--- begin DATA EXTRACT ---

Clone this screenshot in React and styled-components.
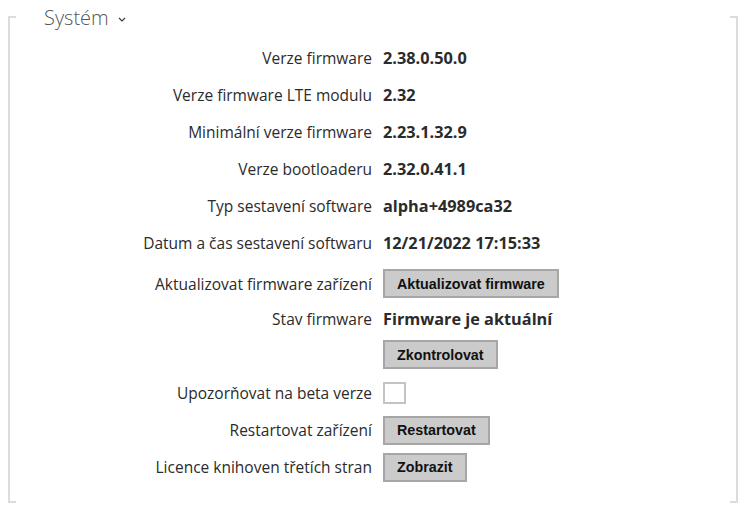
import React from "react";
import styled, { createGlobalStyle } from "styled-components";

const GlobalStyle = createGlobalStyle`
  body {
    margin: 0;
    background: #fff;
    font-family: "Open Sans", "Noto Sans", sans-serif;
    color: #333;
  }
`;

const Page = styled.div`
  padding: 16px 0 0 8px;
  width: 750px;
  height: 516px;
  box-sizing: border-box;
`;

const Frame = styled.section`
  position: relative;
  width: 730px;
  height: 487px;
  box-sizing: border-box;
  border-left: 2px solid #dcdcdc;
  border-right: 2px solid #dcdcdc;
  padding-top: 23.5px;

  &::before,
  &::after {
    content: "";
    position: absolute;
    left: 0;
    right: 0;
    height: 2px;
    pointer-events: none;
    background: linear-gradient(to right, #dcdcdc 6px, transparent 6px, transparent calc(100% - 6px), #dcdcdc calc(100% - 6px));
  }
  &::before {
    top: 0;
  }
  &::after {
    bottom: 0;
  }
`;

const Legend = styled.h2`
  position: absolute;
  top: -8px;
  left: 32px;
  margin: 0;
  padding: 0 2px;
  background: #fff;
  display: flex;
  align-items: center;
  gap: 9px;
  font-size: 20px;
  line-height: 20px;
  font-weight: 300;
  color: #555;
`;

const Rows = styled.div`
  display: grid;
  grid-template-columns: 362px auto;
  column-gap: 11px;
`;

const Row = styled.div`
  display: contents;
`;

const Label = styled.div`
  height: ${(p) => p.h}px;
  margin-top: ${(p) => p.mt || 0}px;
  display: flex;
  align-items: center;
  justify-content: flex-end;
  font-size: 15.5px;
  white-space: nowrap;
  color: #2b2b2b;
`;

const Value = styled.div`
  height: ${(p) => p.h}px;
  margin-top: ${(p) => p.mt || 0}px;
  display: flex;
  align-items: center;
  font-size: 16.3px;
  font-weight: 700;
  white-space: nowrap;
  color: #2b2b2b;
`;

const Button = styled.button`
  height: 29px;
  box-sizing: border-box;
  padding: 0 12px;
  border: 2px solid #a6a6a6;
  background: #cbcbcb;
  font-family: "Liberation Sans", Arial, sans-serif;
  font-weight: 700;
  font-size: 14.3px;
  color: #111;
  cursor: pointer;
`;

const Checkbox = styled.span`
  display: block;
  width: 23px;
  height: 22px;
  box-sizing: border-box;
  border: 2px solid #c4c4c4;
  background: #fff;
`;

const Chevron = () => (
  <svg width="8" height="5" viewBox="0 0 8 5" style={{ marginTop: 2 }}>
    <path d="M1 1 L4 4 L7 1" fill="none" stroke="#333a4a" strokeWidth="1.2" />
  </svg>
);

const rows = [
  { label: "Verze firmware", value: "2.38.0.50.0" },
  { label: "Verze firmware LTE modulu", value: "2.32" },
  { label: "Minimální verze firmware", value: "2.23.1.32.9" },
  { label: "Verze bootloaderu", value: "2.32.0.41.1" },
  { label: "Typ sestavení software", value: "alpha+4989ca32" },
  { label: "Datum a čas sestavení softwaru", value: "12/21/2022 17:15:33" },
  { label: "Aktualizovat firmware zařízení", button: "Aktualizovat firmware", h: 38, mt: 3 },
  { label: "Stav firmware", value: "Firmware je aktuální", h: 33 },
  { label: "", button: "Zkontrolovat", h: 38 },
  { label: "Upozorňovat na beta verze", checkbox: true, h: 38 },
  { label: "Restartovat zařízení", button: "Restartovat" },
  { label: "Licence knihoven třetích stran", button: "Zobrazit" },
];

export default function App() {
  return (
    <Page>
      <GlobalStyle />
      <Frame>
        <Legend>
          Systém <Chevron />
        </Legend>
        <Rows>
          {rows.map((r, i) => {
            const h = r.h || 37;
            return (
              <Row key={i}>
                <Label h={h} mt={r.mt}>{r.label}</Label>
                <Value h={h} mt={r.mt}>
                  {r.button ? <Button>{r.button}</Button> : r.checkbox ? <Checkbox /> : r.value}
                </Value>
              </Row>
            );
          })}
        </Rows>
      </Frame>
    </Page>
  );
}
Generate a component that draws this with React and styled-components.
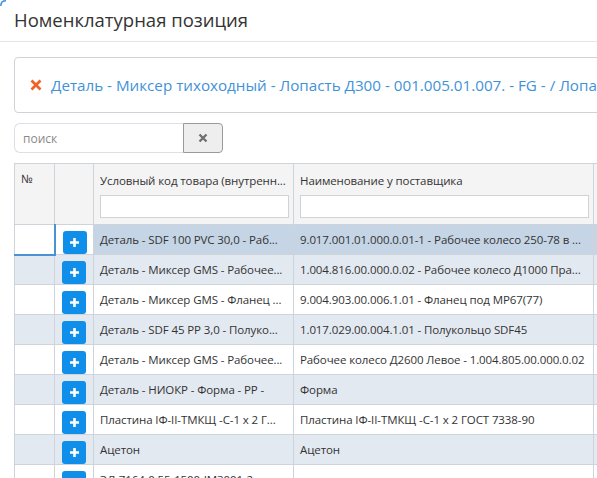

--- end DATA EXTRACT ---

● **WORK REQUIRED**: The answer must consist solely of the number of lines in the entries that contain the word "styled".

● **TASK RESPONSE**: 12